Tuesday, May 1, 2007

You don't always need non-fat foods. Lipids and their importance in nutrition

Lipids are a group of compounds that include triglycerides (fats and oils), phospholipids and sterols. Most lipids in food and in the body are triglycerides, which are three fatty acids (saturated or unsaturated) attached to a glycerol backbone. Polyunsaturated fats provide important essential fatty acids. Saturated fat and trans-fat are implicated as a risk factor for heart disease because they raise bad cholesterol levels (LDL), while unsaturated fats are associated with increases in good cholesterol (HDL) and decrease the risk of heart disease.

Lipids (or fats) are the most concentrated source of energy in the diet. One gram of fat yields approximately nine calories, more than twice the calorie per gram of carbohydrates or protein.
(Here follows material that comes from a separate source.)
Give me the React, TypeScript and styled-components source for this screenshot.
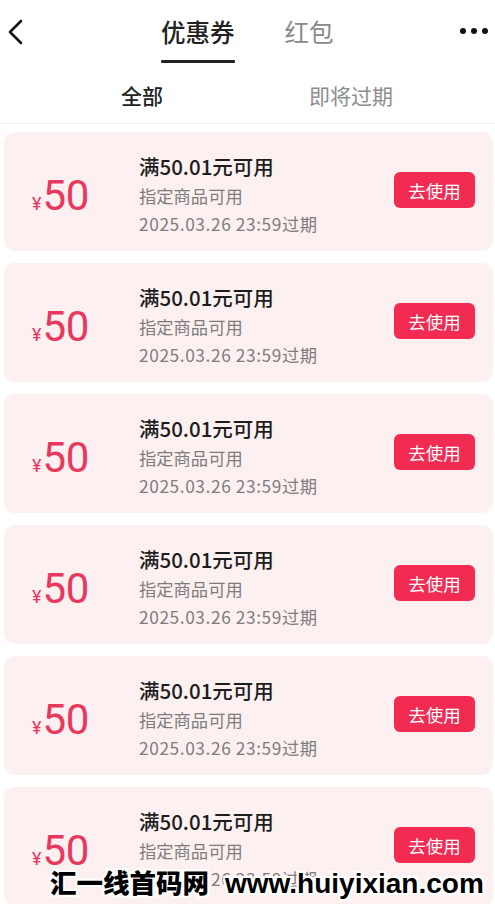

In addition to providing energy, fats act as carriers for the fat-soluble vitamins A, D, E, and K. Here are some important fat facts:
  • Work to help balance hormones
  • Regulation and excretion of nutrients in the cells
  • Protects and holds organs such as the liver, heart and kidneys in place
  • Insulates the body from environmental temperature changes and preserves body heat
  • Prolongs digestive process, initiating the release of the hormone cholecystkinin (CCK) which contributes to satiety.
A diet containing 10-30 percent of calories is recommended for fat loss or to enhance overall health. Without this balance, an individual will eventually overeat. And that will not help you get to your goal in any way. However, if an individual consumes too much fat, that will lead to many health problems and complications down the road. It can be a slippery slope.

The best way to balance fat intake is to include healthy fat foods into your diet. By consuming olive and canola oils, and cold water fish like salmon, you can prevent heart disease, hypertension, arthritis and cancer. Your body will be at optimum performance and health.